C’est ici, chez tous les grammairiens, le dernier élément de la parole, la dernière partie du discours. C’est le signe écrit des élans d’une ame affligée ou joyeuse ; une sorte de cri involontaire, l’accent du plaisir, de la douleur, ou de l’admiration que l’homme ne peut retenir au fond de son ame.
Aussi les interjections sont-elles dans toutes les langues de petits mots monosyllabiques qu’on jette comme sans dessein dans la période pour marquer et rendre sensible aux autres les émotions d’un cœur oppressé.
L’interjection n’est donc pas comme le mot en général le signe de la simple idée ; elle est le signe de la sensation même dont l’idée est leffet. aussi précède-t-elle toujours l’expression de la pensée. une ame froide expose ce qu’elle voit, exprime ce qu’elle veut sans connoître l’usage de linterjection. une ame de feu s’interrompt quand elle raconte, quand elle voit, quand elle pense, quand elle veut |[124] et ces interruptions sont des traits de flamme rendus par des interjections.
Exemple :« Oh mon fils ! oh ! ma joie ! oh ! l’honneur de mes jours !
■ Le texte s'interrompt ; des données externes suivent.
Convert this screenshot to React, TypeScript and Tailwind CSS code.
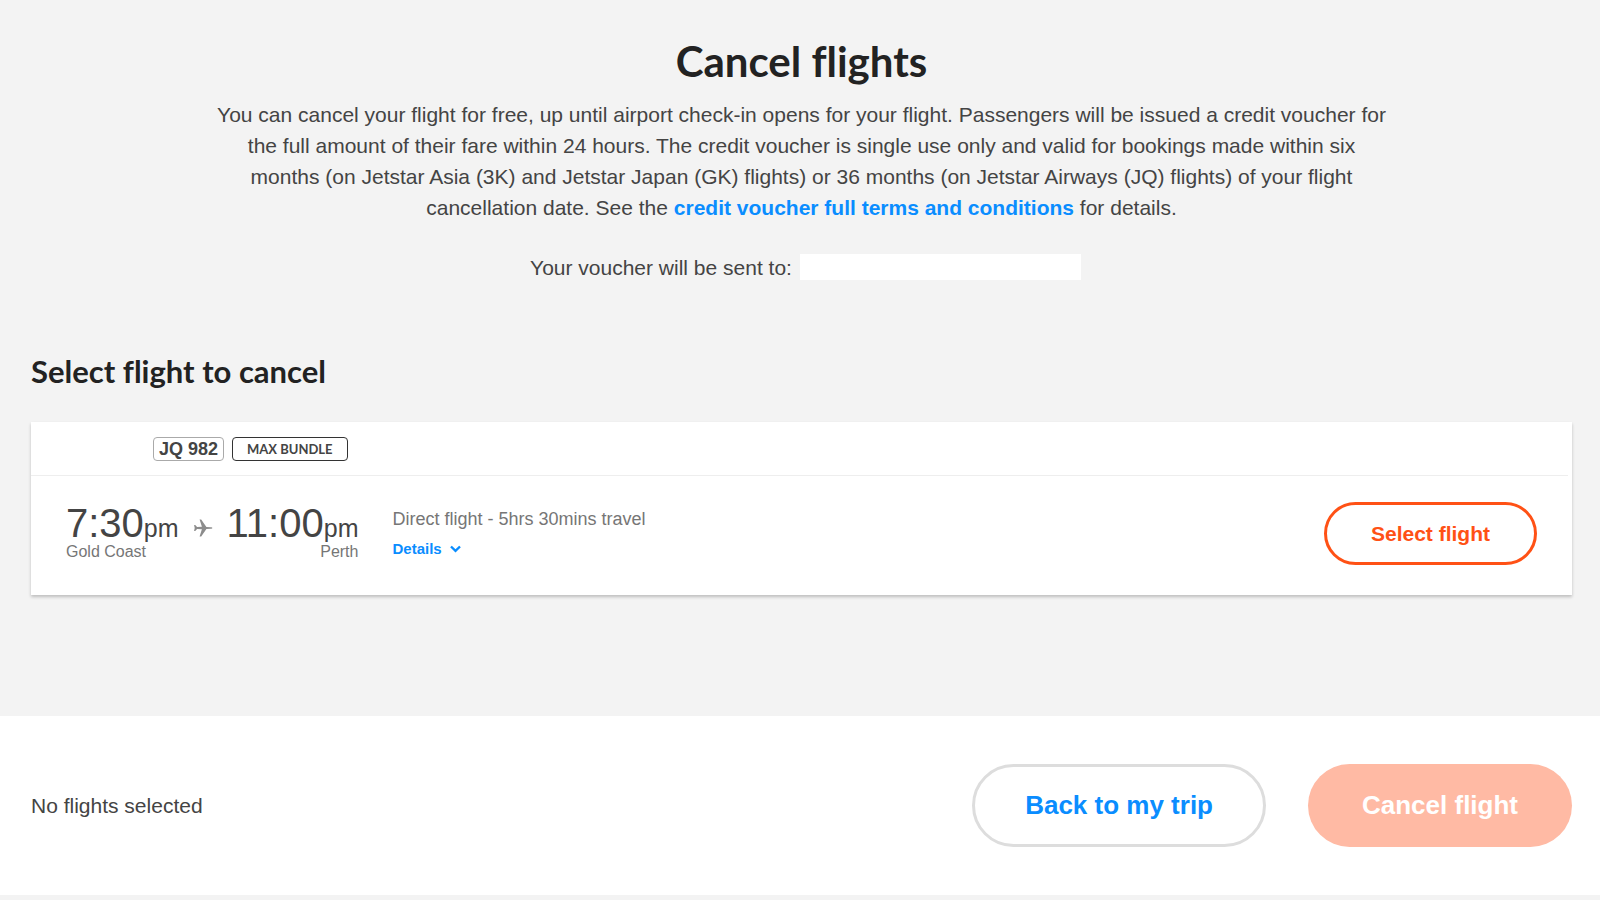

Oh ! d’un état penchant l’inespéré secours !
Vertu digne de Rome et sang digne d’Horace ! »
Je ne m’étendrai pas davantage sur les diverses espèces d’interjections, parce que la grammaire générale ne s’occupe que de diriger le langage de l’esprit. Celui du cœur étant purement celui de la nature, n’est point soumis aux règles de l’art, qui dans les mots n’en distingue les espèces que pour en déterminer plus nettement les usages.